# start of TASK MATERIAL
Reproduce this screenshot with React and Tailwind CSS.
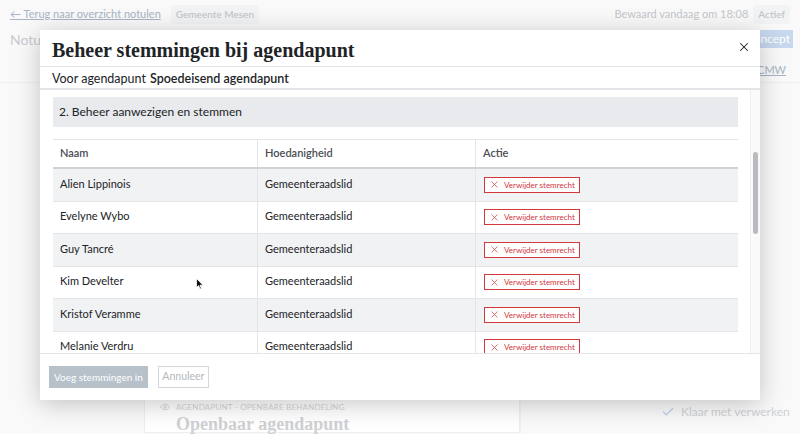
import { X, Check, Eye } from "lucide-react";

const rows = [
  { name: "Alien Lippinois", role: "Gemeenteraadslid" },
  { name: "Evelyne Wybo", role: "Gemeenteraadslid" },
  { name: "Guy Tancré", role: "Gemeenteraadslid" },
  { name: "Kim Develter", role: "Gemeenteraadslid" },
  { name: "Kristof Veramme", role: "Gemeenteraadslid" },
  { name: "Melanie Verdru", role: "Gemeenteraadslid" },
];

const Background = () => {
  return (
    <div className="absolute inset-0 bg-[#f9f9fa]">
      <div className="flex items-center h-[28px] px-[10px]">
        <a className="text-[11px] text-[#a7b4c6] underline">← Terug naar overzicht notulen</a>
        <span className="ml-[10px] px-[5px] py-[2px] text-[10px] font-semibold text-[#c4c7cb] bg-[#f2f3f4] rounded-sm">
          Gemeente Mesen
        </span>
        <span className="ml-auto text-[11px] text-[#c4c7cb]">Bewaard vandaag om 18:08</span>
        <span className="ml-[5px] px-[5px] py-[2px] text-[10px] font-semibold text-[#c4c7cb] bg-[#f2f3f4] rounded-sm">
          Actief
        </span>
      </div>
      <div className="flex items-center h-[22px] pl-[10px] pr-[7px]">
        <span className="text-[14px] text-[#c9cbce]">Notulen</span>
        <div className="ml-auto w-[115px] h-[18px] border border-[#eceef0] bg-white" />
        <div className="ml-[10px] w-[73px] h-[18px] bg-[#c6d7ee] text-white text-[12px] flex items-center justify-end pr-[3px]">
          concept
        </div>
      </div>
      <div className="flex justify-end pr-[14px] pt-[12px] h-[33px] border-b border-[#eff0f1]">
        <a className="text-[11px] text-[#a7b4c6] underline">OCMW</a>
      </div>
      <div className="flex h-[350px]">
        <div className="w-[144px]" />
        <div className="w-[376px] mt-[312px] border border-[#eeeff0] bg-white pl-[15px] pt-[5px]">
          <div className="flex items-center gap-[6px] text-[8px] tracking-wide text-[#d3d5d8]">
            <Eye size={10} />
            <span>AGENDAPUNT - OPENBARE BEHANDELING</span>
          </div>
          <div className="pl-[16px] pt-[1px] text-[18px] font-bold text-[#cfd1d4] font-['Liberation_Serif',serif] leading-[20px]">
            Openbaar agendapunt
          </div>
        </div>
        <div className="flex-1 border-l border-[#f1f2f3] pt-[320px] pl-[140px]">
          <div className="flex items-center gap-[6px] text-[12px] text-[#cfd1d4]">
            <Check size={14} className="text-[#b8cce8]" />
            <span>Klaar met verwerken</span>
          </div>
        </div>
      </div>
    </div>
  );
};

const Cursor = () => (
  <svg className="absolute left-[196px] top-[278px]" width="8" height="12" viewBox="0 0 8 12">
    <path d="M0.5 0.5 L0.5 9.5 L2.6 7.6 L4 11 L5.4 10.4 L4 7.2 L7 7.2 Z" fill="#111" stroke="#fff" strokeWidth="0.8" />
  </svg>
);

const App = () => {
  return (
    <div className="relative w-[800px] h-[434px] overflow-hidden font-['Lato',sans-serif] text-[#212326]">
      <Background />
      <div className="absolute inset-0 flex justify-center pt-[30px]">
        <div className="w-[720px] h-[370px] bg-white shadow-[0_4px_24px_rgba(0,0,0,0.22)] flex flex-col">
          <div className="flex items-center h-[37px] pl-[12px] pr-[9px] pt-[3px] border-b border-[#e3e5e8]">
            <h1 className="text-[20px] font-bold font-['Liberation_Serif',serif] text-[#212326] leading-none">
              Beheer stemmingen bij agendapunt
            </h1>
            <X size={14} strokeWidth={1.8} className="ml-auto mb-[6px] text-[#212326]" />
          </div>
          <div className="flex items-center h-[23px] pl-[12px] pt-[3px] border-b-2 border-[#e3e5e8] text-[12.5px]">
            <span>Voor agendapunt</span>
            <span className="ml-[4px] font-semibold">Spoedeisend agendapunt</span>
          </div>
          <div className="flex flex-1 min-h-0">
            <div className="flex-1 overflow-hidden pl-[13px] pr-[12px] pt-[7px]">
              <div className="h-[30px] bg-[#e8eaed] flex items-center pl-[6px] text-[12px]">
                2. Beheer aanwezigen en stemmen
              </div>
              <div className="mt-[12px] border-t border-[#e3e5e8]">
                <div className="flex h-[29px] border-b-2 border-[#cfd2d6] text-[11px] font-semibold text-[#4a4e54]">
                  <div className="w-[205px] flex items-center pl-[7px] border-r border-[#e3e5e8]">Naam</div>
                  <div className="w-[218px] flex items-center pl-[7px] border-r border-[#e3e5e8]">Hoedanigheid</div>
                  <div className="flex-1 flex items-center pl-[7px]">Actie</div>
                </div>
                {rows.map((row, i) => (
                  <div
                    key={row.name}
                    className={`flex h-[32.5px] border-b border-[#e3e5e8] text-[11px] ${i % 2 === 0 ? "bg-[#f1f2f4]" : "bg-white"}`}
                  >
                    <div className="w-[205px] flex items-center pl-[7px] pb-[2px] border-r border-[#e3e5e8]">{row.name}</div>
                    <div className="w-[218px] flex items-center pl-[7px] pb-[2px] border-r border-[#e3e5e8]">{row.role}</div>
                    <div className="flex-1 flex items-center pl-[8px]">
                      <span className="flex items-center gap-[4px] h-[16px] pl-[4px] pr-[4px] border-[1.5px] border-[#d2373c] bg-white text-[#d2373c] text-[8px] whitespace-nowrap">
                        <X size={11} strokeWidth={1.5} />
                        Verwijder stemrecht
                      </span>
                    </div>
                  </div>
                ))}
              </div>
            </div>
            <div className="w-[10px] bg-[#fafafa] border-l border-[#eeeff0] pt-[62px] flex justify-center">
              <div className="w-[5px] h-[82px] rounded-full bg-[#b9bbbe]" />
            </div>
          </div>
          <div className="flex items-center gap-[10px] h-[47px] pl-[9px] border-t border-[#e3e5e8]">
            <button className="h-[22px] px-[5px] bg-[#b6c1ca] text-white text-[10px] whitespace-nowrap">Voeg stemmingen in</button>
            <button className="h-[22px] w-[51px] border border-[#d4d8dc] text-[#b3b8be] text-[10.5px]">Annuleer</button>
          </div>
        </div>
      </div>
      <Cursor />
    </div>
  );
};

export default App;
# end of TASK MATERIAL
# start of TASK MATERIAL
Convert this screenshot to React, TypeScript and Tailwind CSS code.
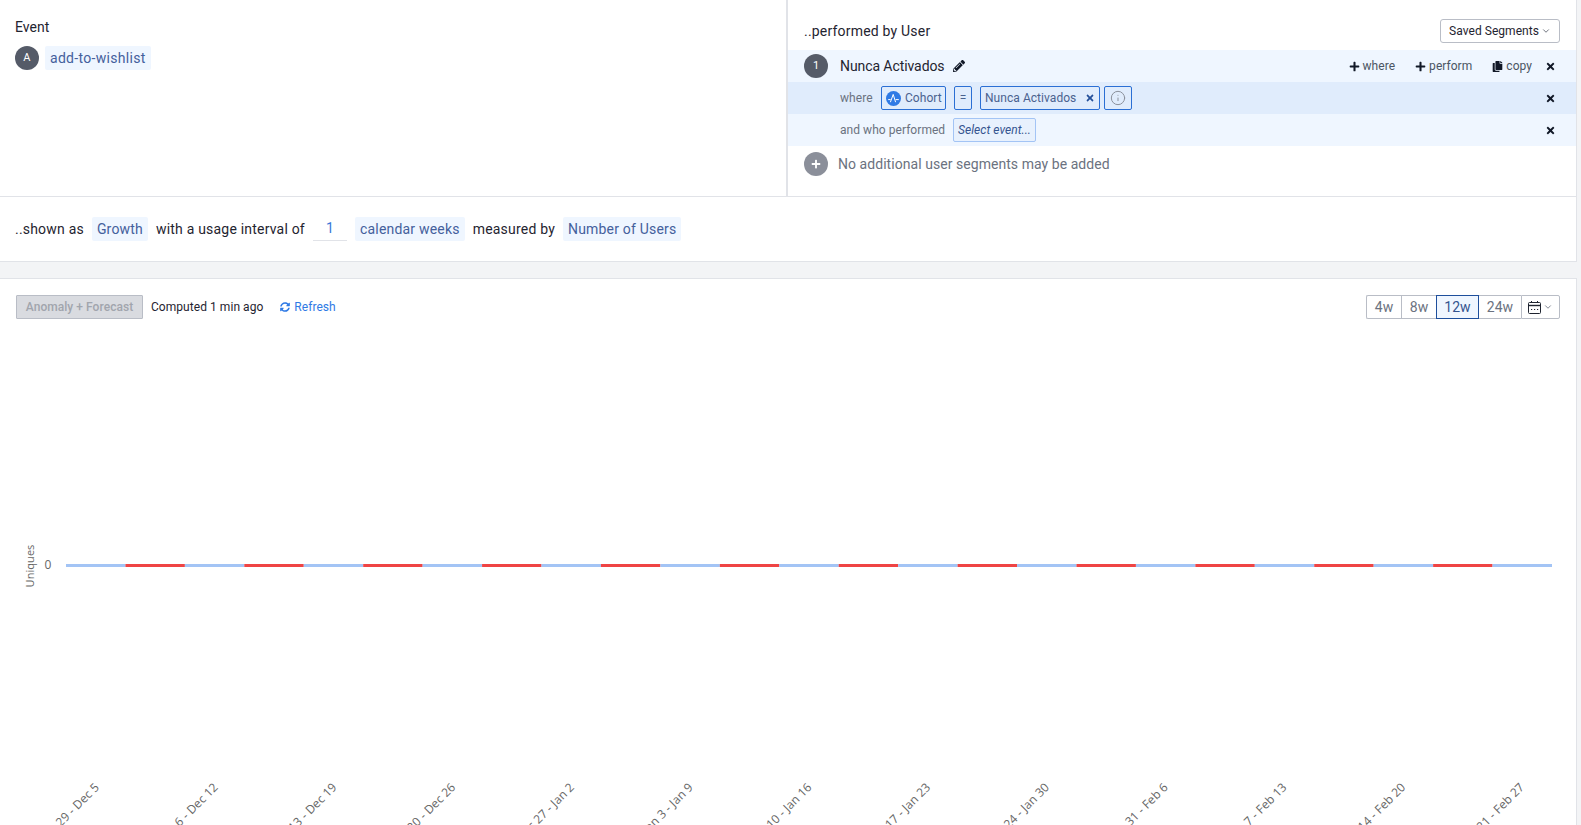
# end of TASK MATERIAL
▶ [EXERCISE TASK]: Copy only the lines above from the one containing "Reproduce this screenshot" through the one containing "X, Check, Eye", both included. Leave out the pictures.

▶ [SOLUTION BELOW]:
Reproduce this screenshot with React and Tailwind CSS.
import { X, Check, Eye } from "lucide-react";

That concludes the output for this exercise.